By: MAGESHA NGWIRI
Coalition for Reform and Democracy (Cord) leader Raila Odinga has at least three things going for him.
First, he is a mass mobiliser of note. He certainly has the knack for pulling in the crowds, which means that he not only has that elusive trait known as charisma, he also has the common touch which allows him to communicate with the mob at a very basic, even primal, level.
But, perhaps, that is one and the same thing. Mr Odinga’s second attribute is his consistency.
He is always at the centre of movements claiming to liberate his fellow men and women from the afflictions visited on them by governments of the past, including the one in which he served as Prime Minister.
But one can understand that reaction due to the personal travails he underwent during the Moi regime, and the fact that no one can really question his reformist credentials.
The problem is that he seems to regard all governments in the same light — as thieving, oppressive, dictatorial, and non-inclusive. Whether these charges are true, only history will judge.
Nevertheless, the majority voters have consistently disagreed with that view, which is probably why he has never won the prize, a very frustrating experience for an ambitious man.
He came close in December 2007, but as the venerated South African judge Johann Kriegler sagely observed, it will never be clear, who between him and Mwai Kibaki, actually won the contested election, since both sides cheated – massively.
The issue became even murkier when the election results were immediately followed by massive protests and bloodshed.
A CENTRAL ROLE
Deep inside, Mr Odinga does not believe he has ever lost an election fairly, except the one in which he came third in 1997.
This one, as he himself would acknowledge, was scuttled by the opposition because each party leader wanted to become president, and the parties were so many they ended up handing over the final victory to Moi on a platter.
It was only when the parties merged and the Narc coalition came into being, that the opposition won handily under Kibaki.
Of course Raila played an instrumental role in the victory, but he also played an equally central role in the break-up of Narc.
Whether he was justified in so doing is another issue altogether, for it is a historical fact that Kibaki reneged on the MoU in which he was to be a one-term president, giving room to Mr Odinga to take over.
All this is now so much water under the bridge, but a common thread runs in all of them: Mr Raila Odinga does not believe that any of those who have in the past been entrusted to run the government either deserved the job or were competent enough to do it.
In 2013, to his great chagrin, even after proving his mettle in cobbling together yet another formidable coalition, he was to lose to a new-fangled outfit formed by Mr Uhuru Kenyatta and Mr William Ruto, the Jubilee Alliance.
Since then, any semblance of dialogue between Cord and Jubilee leaders has been rough, non-accommodating, and a decided non-sequitur.
For some reasons, Mr Odinga has come to believe that the two leaders are failures, and said so often.

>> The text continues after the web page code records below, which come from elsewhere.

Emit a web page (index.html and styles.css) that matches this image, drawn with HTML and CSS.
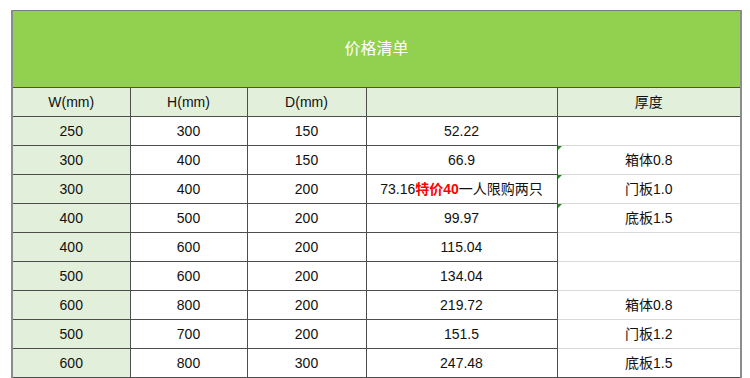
FILE: index.html
```html
<!DOCTYPE html>
<html lang="zh">
<head>
<meta charset="utf-8">
<title>价格清单</title>
<link rel="stylesheet" href="styles.css">
</head>
<body>
<div class="wrap">
<table class="sheet">
  <colgroup>
    <col class="c-w"><col class="c-h"><col class="c-d"><col class="c-p"><col class="c-t">
  </colgroup>
  <tr class="title-row"><td colspan="5">价格清单</td></tr>
  <tr class="head-row"><td>W(mm)</td><td>H(mm)</td><td>D(mm)</td><td></td><td class="thick top">厚度</td></tr>
  <tr><td class="w">250</td><td>300</td><td>150</td><td>52.22</td><td class="thick top"></td></tr>
  <tr><td class="w">300</td><td>400</td><td>150</td><td>66.9</td><td class="thick flag">箱体0.8</td></tr>
  <tr><td class="w">300</td><td>400</td><td>200</td><td>73.16<span class="deal">特价40</span>一人限购两只</td><td class="thick flag">门板1.0</td></tr>
  <tr><td class="w">400</td><td>500</td><td>200</td><td>99.97</td><td class="thick flag">底板1.5</td></tr>
  <tr><td class="w">400</td><td>600</td><td>200</td><td>115.04</td><td class="thick"></td></tr>
  <tr><td class="w">500</td><td>600</td><td>200</td><td>134.04</td><td class="thick"></td></tr>
  <tr><td class="w">600</td><td>800</td><td>200</td><td>219.72</td><td class="thick top">箱体0.8</td></tr>
  <tr><td class="w">500</td><td>700</td><td>200</td><td>151.5</td><td class="thick">门板1.2</td></tr>
  <tr><td class="w">600</td><td>800</td><td>300</td><td>247.48</td><td class="thick bottom">底板1.5</td></tr>
</table>
</div>
</body>
</html>
```
FILE: styles.css
```css
html, body {
  margin: 0;
  padding: 0;
  background: #ffffff;
}
.wrap {
  padding: 10px 10px 0 11px;
}
.sheet {
  border-collapse: collapse;
  table-layout: fixed;
  width: 729px;
  font-family: "Liberation Sans", "Noto Sans CJK SC", sans-serif;
  font-size: 14px;
  color: #111111;
  border-left: 2px solid #8c8c8c;
  border-right: 2px solid #8c8c8c;
}
.c-w { width: 118px; }
.c-h { width: 117px; }
.c-d { width: 119px; }
.c-p { width: 191px; }
.c-t { width: 184px; }
.sheet td {
  border: 1px solid #4d4d4d;
  height: 28px;
  padding: 0;
  text-align: center;
  vertical-align: middle;
  line-height: 16px;
  white-space: nowrap;
}
.title-row td {
  height: 76px;
  background: #92d050;
  color: #ffffff;
  font-size: 16px;
  border-top: 1px solid #7a7a7a;
}
.head-row td {
  background: #e2efda;
}
.sheet td.w {
  background: #e2efda;
}
.sheet td.thick {
  border-top-color: #d9d9d9;
  border-bottom-color: #d9d9d9;
  position: relative;
}
.sheet td.thick.top {
  border-top-color: #4d4d4d;
}
.sheet td.thick.bottom {
  border-bottom-color: #4d4d4d;
}
.head-row td.thick {
  border-bottom-color: #4d4d4d;
}
.sheet td.flag::before {
  content: "";
  position: absolute;
  left: 0;
  top: 0;
  border-top: 4px solid #1e8a1e;
  border-right: 4px solid transparent;
}
.deal {
  color: #ff0000;
  font-weight: bold;
}
```
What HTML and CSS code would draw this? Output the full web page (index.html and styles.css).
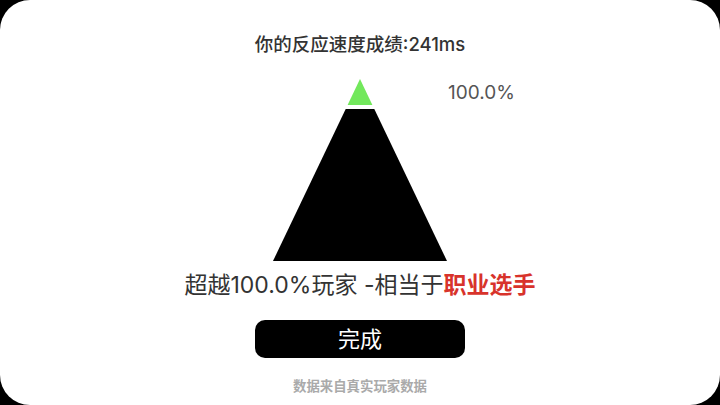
FILE: index.html
```html
<!DOCTYPE html>
<html lang="zh-CN">
<head>
    <meta charset="UTF-8">
    <meta name="viewport" content="width=device-width, initial-scale=1.0">
    <title>反应速度成绩</title>
    <link rel="stylesheet" href="styles.css">
</head>
<body>
    <div class="card">
        <!--成绩标题-->
        <h1 class="title">你的反应速度成绩:241ms</h1>
        <!--金字塔-->
        <div class="chart">
            <svg class="pyramid" width="174" height="182" viewBox="0 0 174 182">
                <polygon points="87,0 99.4,26 74.6,26" fill="#72e85c"/>
                <polygon points="72.7,30 101.3,30 174,182 0,182" fill="#000"/>
            </svg>
            <span class="percent">100.0%</span>
        </div>
        <!--结果-->
        <p class="result">超越100.0%玩家&nbsp;-相当于<b>职业选手</b></p>
        <div class="btn">完成</div>
        <p class="note">数据来自真实玩家数据</p>
    </div>
</body>
</html>
```

FILE: styles.css
```css
*{
    margin: 0;
    padding: 0;
}
html,body{
    width: 100%;
    height: 100%;
    background-color: #000;
    overflow: hidden;
}
body{
    font-family: Inter, "Noto Sans CJK SC", sans-serif;
}
.card{
    width: 720px;
    height: 405px;
    background-color: #fff;
    border-radius: 30px;
    display: flex;
    flex-direction: column;
    align-items: center;
    padding-top: 32px;
    box-sizing: border-box;
}
.title{
    font-size: 18.5px;
    line-height: 24px;
    font-weight: 500;
    color: #333;
}
.chart{
    position: relative;
    margin-top: 23px;
    width: 174px;
    height: 182px;
}
.pyramid{
    display: block;
}
.percent{
    position: absolute;
    left: 175px;
    top: 2px;
    font-size: 19px;
    line-height: 24px;
    color: #555;
    white-space: nowrap;
}
.result{
    margin-top: 9px;
    font-size: 23px;
    line-height: 30px;
    color: #333;
}
.result b{
    color: #d8332b;
    font-weight: 700;
}
.btn{
    margin-top: 20px;
    width: 210px;
    height: 38px;
    line-height: 38px;
    background-color: #000;
    border-radius: 10px;
    color: #fff;
    font-size: 22px;
    text-align: center;
}
.note{
    margin-top: 19px;
    font-size: 13.4px;
    line-height: 18px;
    color: #aaa;
    font-weight: 700;
}
```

He may have his reasons for such lack of respect, and it is true that too many issues have been extremely challenging for the administration this year, but I don’t believe he should continue treating the President and his deputy like callow adolescents who must be told what to do every day.
Surely, the Jubilee leadership cannot be as clueless about statecraft as he depicts it to be.
If an opposition appoints itself as the official gadfly, forever opposed to everything the government tries to do or every word its leaders utter, then something must be very wrong.
The inescapable fact is, if you do not respect those in power today, there is no way they will respect you if you ever form your own government.
For instance, Mr Odinga has no business telling the President to join a movement for a referendum specifically designed to show that he has failed.
Millions of Kenyans showed their faith in Jubilee three years ago, and there is no reason to expect they will change their minds in 2017, wooed by demagogic opportunism.
In any case, five-year political campaign cycles cannot be healthy for any country, especially one buffeted by so many economic crises.